Can Libopus Natively Encode 24-bit Audio?
This article examines whether the standard libopus API can natively ingest and encode 24-bit audio data. While the Opus codec is fully capable of delivering high-resolution audio quality, its programming interface does not directly accept 24-bit integer PCM inputs. Below, we explain the limitations of the standard libopus API and detail the precise steps developers must take to encode 24-bit audio without losing quality.
Supported Input Formats in the Libopus API
The standard libopus library provides two primary functions for ingesting and encoding audio data:
opus_encode(): This function natively ingests 16-bit signed integer PCM data (opus_int16).opus_encode_float(): This function natively ingests 32-bit floating-point PCM data (float).
There is no native API function—such as an
opus_encode_int24()—that accepts raw 24-bit packed integers
or 24-bit PCM signals. If you attempt to pass raw 24-bit audio directly
into the standard API, the library will not be able to parse it,
resulting in severe audio distortion or program errors.
How to Encode 24-bit Audio Using Libopus
To encode a 24-bit audio source using libopus, you must perform an
upstream format conversion before passing the data to the encoder. To
preserve the dynamic range and precision of your 24-bit source, you
should convert the audio to 32-bit floating-point values and use the
opus_encode_float() function.
The Conversion Process
- Unpack the 24-bit Data: 24-bit audio is often stored in a 3-byte packed format (PCM_24) or sign-extended inside a 32-bit integer container (PCM_32). Read these samples into your application as standard integers.

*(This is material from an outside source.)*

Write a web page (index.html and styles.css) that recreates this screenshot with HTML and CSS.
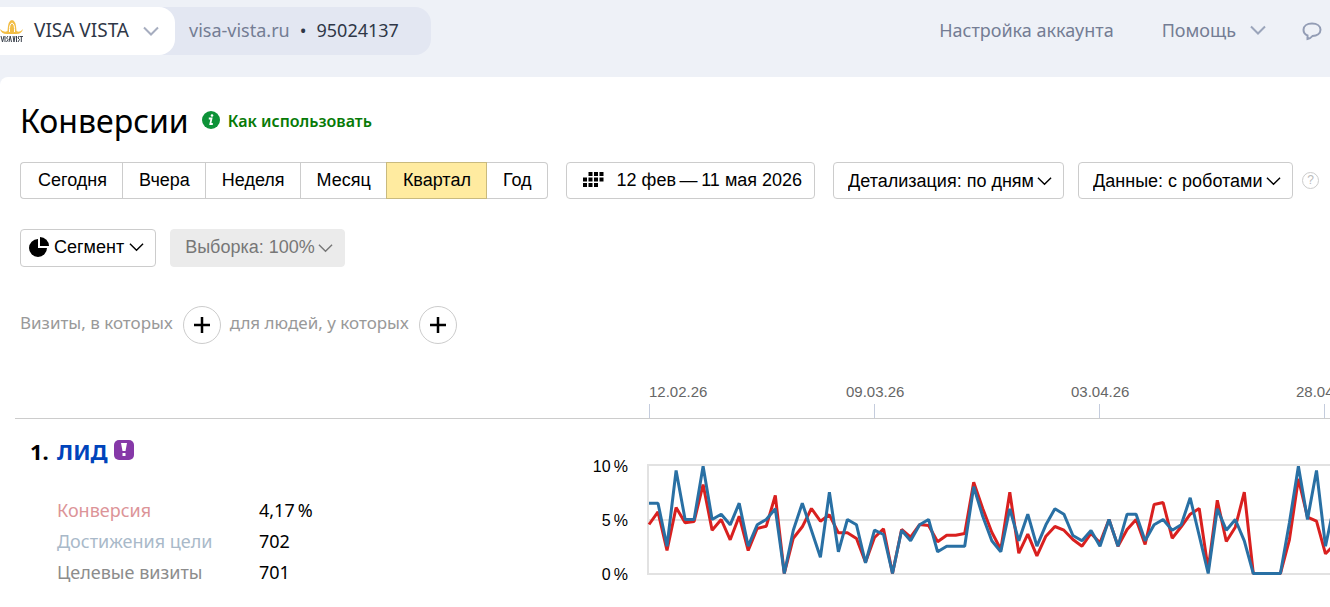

- Normalize to Float: Convert the integer values to
floating-point numbers scaled between
-1.0and1.0. For a signed 24-bit integer (which ranges from-8,388,608to8,388,607), divide each sample by8,388,608.0. - Encode: Pass the resulting float array to
opus_encode_float().
By converting the 24-bit input to a 32-bit float, you ensure that the input signal-to-noise ratio is maintained, allowing the Opus codec to utilize its full fidelity capabilities during the encoding process.